Die Recht­sprechung des Bun­des­gerichts, wonach Pflichtver­let­zun­gen des volljähri­gen Kindes gegenüber seinen Eltern die Leis­tung von Volljähri­ge­nun­ter­halt nur dann unzu­mut­bar mache, wenn die Pflichtver­let­zung dem Kind sub­jek­tiv zum Vor­wurf gere­icht, ist in ihrer Abso­lutheit abzulehnen. Art. Es sind Kon­stel­la­tio­nen denkbar, in denen die Pflichtver­let­zung objek­tiv so schw­er wiegt, dass es den Eltern – und auf deren Sicht ist gemäss Art. 277 Abs. 2 ZGB abzustellen (“soweit es ihnen nach den gesamten Umstän­den zumut­bar ist”) – unzu­mut­bar ist, Volljähri­ge­nun­ter­halt zu leis­ten, auch wenn das Kind schuld­los gehan­delt hat. Man denke an einen Fall, bei dem ein schuld- bzw. urteil­sun­fähig han­del­ndes Kind gegenüber seinen Eltern oder deren nahen Ange­höri­gen ein schw­eres Ver­brechen gegen Leib und Leben wie eine Tötung oder eine schwere Kör­per­ver­let­zung begeht.

Ob die vor­liegende Pflichtver­let­zung so schw­er wiegt, dass sie die Leis­tung von Volljähri­ge­nun­ter­halt unzu­mut­bar macht, auch wenn das Kind schuld­los han­delte, lässt sich ohne detail­lierte Ken­nt­nis des Sachver­halts nicht abschliessend beant­worten. Es spricht jedoch einiges dafür. So geht aus dem Bun­des­gericht­surteil her­vor, dass das Kind seine Vor­würfe auch nach recht­skräftiger Ein­stel­lung der dies­bezüglichen Strafver­fahren wieder­holt auf andere Weise, unter anderem in ein­er Mat­u­raar­beit, pub­lik machte. Die Eltern wur­den damit erhe­blich in ihrer Ehre verletzt.

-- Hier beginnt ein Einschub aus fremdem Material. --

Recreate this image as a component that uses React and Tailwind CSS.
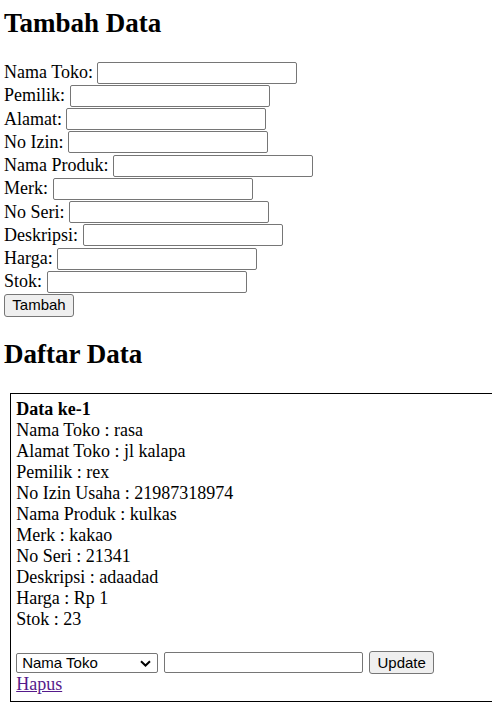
import { useState } from 'react';

const fields = [
  { key: 'namaToko', label: 'Nama Toko:' },
  { key: 'pemilik', label: 'Pemilik:' },
  { key: 'alamat', label: 'Alamat:' },
  { key: 'noIzin', label: 'No Izin:' },
  { key: 'namaProduk', label: 'Nama Produk:' },
  { key: 'merk', label: 'Merk:' },
  { key: 'noSeri', label: 'No Seri:' },
  { key: 'deskripsi', label: 'Deskripsi:' },
  { key: 'harga', label: 'Harga:' },
  { key: 'stok', label: 'Stok:' },
];

const initialData = [
  {
    namaToko: 'rasa',
    alamat: 'jl kalapa',
    pemilik: 'rex',
    noIzin: '21987318974',
    namaProduk: 'kulkas',
    merk: 'kakao',
    noSeri: '21341',
    deskripsi: 'adaadad',
    harga: '1',
    stok: '23',
  },
];

const DataCard = ({ item, index, onUpdate, onDelete }) => {
  const [kolom, setKolom] = useState('namaToko');
  const [nilai, setNilai] = useState('');

  return (
    <div className="border border-black mx-[5.6px] p-[5.6px] w-[500px] leading-[21px]">
      <div className="font-bold">Data ke-{index + 1}</div>
      <div>Nama Toko : {item.namaToko}</div>
      <div>Alamat Toko : {item.alamat}</div>
      <div>Pemilik : {item.pemilik}</div>
      <div>No Izin Usaha : {item.noIzin}</div>
      <div>Nama Produk : {item.namaProduk}</div>
      <div>Merk : {item.merk}</div>
      <div>No Seri : {item.noSeri}</div>
      <div>Deskripsi : {item.deskripsi}</div>
      <div>Harga : Rp {item.harga}</div>
      <div>Stok : {item.stok}</div>
      <div className="h-[21px]" />
      <div className="flex items-center gap-[6px] h-[23px] font-['Liberation_Sans',Arial,sans-serif] text-[15px]">
        <div className="relative flex">
          <select
            value={kolom}
            onChange={(e) => setKolom(e.target.value)}
            className="appearance-none w-[142px] h-[20px] border border-[#767676] rounded-[2px] bg-white pl-[5px] leading-[18px] text-black"
          >
            <option value="namaToko">Nama Toko</option>
            <option value="alamat">Alamat Toko</option>
            <option value="pemilik">Pemilik</option>
            <option value="noIzin">No Izin Usaha</option>
            <option value="namaProduk">Nama Produk</option>
            <option value="merk">Merk</option>
            <option value="noSeri">No Seri</option>
            <option value="deskripsi">Deskripsi</option>
            <option value="harga">Harga</option>
            <option value="stok">Stok</option>
          </select>
          <svg
            className="absolute right-[7px] top-[7px] pointer-events-none"
            width="11"
            height="7"
            viewBox="0 0 11 7"
          >
            <path d="M1 1.2 L5.5 5.5 L10 1.2" fill="none" stroke="#000" strokeWidth="2" />
          </svg>
        </div>
        <input
          value={nilai}
          onChange={(e) => setNilai(e.target.value)}
          className="w-[199px] h-[21px] border border-[#767676] rounded-[2px] bg-white px-[2px]"
        />
        <button
          onClick={() => onUpdate(index, kolom, nilai)}
          className="w-[65px] h-[23px] border border-[#767676] rounded-[3px] bg-[#efefef] text-black"
        >
          Update
        </button>
      </div>
      <div className="h-[21px]">
        <a
          href="#"
          onClick={(e) => {
            e.preventDefault();
            onDelete(index);
          }}
          className="text-[#551a8b] underline"
        >
          Hapus
        </a>
      </div>
    </div>
  );
};

export default function App() {
  const [form, setForm] = useState({});
  const [data, setData] = useState(initialData);

  const handleTambah = () => {
    setData((prev) => [...prev, { ...form }]);
    setForm({});
  };

  const handleUpdate = (index, kolom, nilai) => {
    setData((prev) => prev.map((d, i) => (i === index ? { ...d, [kolom]: nilai } : d)));
  };

  const handleDelete = (index) => {
    setData((prev) => prev.filter((_, i) => i !== index));
  };

  return (
    <div className="w-[492px] overflow-hidden px-[4px] pt-[8px] pb-[6px] font-['Liberation_Serif','Times_New_Roman',serif] text-[18px] text-black bg-white">
      <h2 className="text-[27px] font-bold leading-[30px] mb-[23px]">Tambah Data</h2>
      {fields.map((f) => (
        <div key={f.key} className="flex items-center h-[23.25px] whitespace-pre">
          <span>{f.label} </span>
          <input
            value={form[f.key] || ''}
            onChange={(e) => setForm({ ...form, [f.key]: e.target.value })}
            className="w-[200px] h-[22px] border border-[#767676] rounded-[2px] bg-white px-[2px] font-['Liberation_Sans',Arial,sans-serif] text-[15px]"
          />
        </div>
      ))}
      <div className="flex h-[23px]">
        <button
          onClick={handleTambah}
          className="h-[23px] w-[70px] border border-[#767676] rounded-[3px] bg-[#efefef] font-['Liberation_Sans',Arial,sans-serif] text-[15px] leading-[18px]"
        >
          Tambah
        </button>
      </div>
      <h2 className="text-[27px] font-bold leading-[30px] mt-[22.4px] mb-[23.7px]">Daftar Data</h2>
      {data.map((item, i) => (
        <DataCard key={i} item={item} index={i} onUpdate={handleUpdate} onDelete={handleDelete} />
      ))}
    </div>
  );
}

Unklar ist, weshalb das Bun­des­gericht den Beschw­erde­führern im Zusam­men­hang mit der von ihnen ver­langten psy­chi­a­trische Begutach­tung vor­wirft, sie wür­den verken­nen, dass es bei der Frage, ob dem Kind die Zer­rüt­tung des Eltern-Kind-Ver­hält­niss­es sub­jek­tiv vorge­wor­fen wer­den könne, wed­er um die Schuld­fähigkeit im strafrechtlichen Sinne noch um zivil­rechtliche Urteils­fähigkeit gehe. Dem ist zu wider­sprechen. Was, wenn nicht die Schuld- bzw. die Urteils­fähigkeit soll mass­gebend sein, wenn man darüber entschei­den muss, ob das Kind schuld­haft handelte?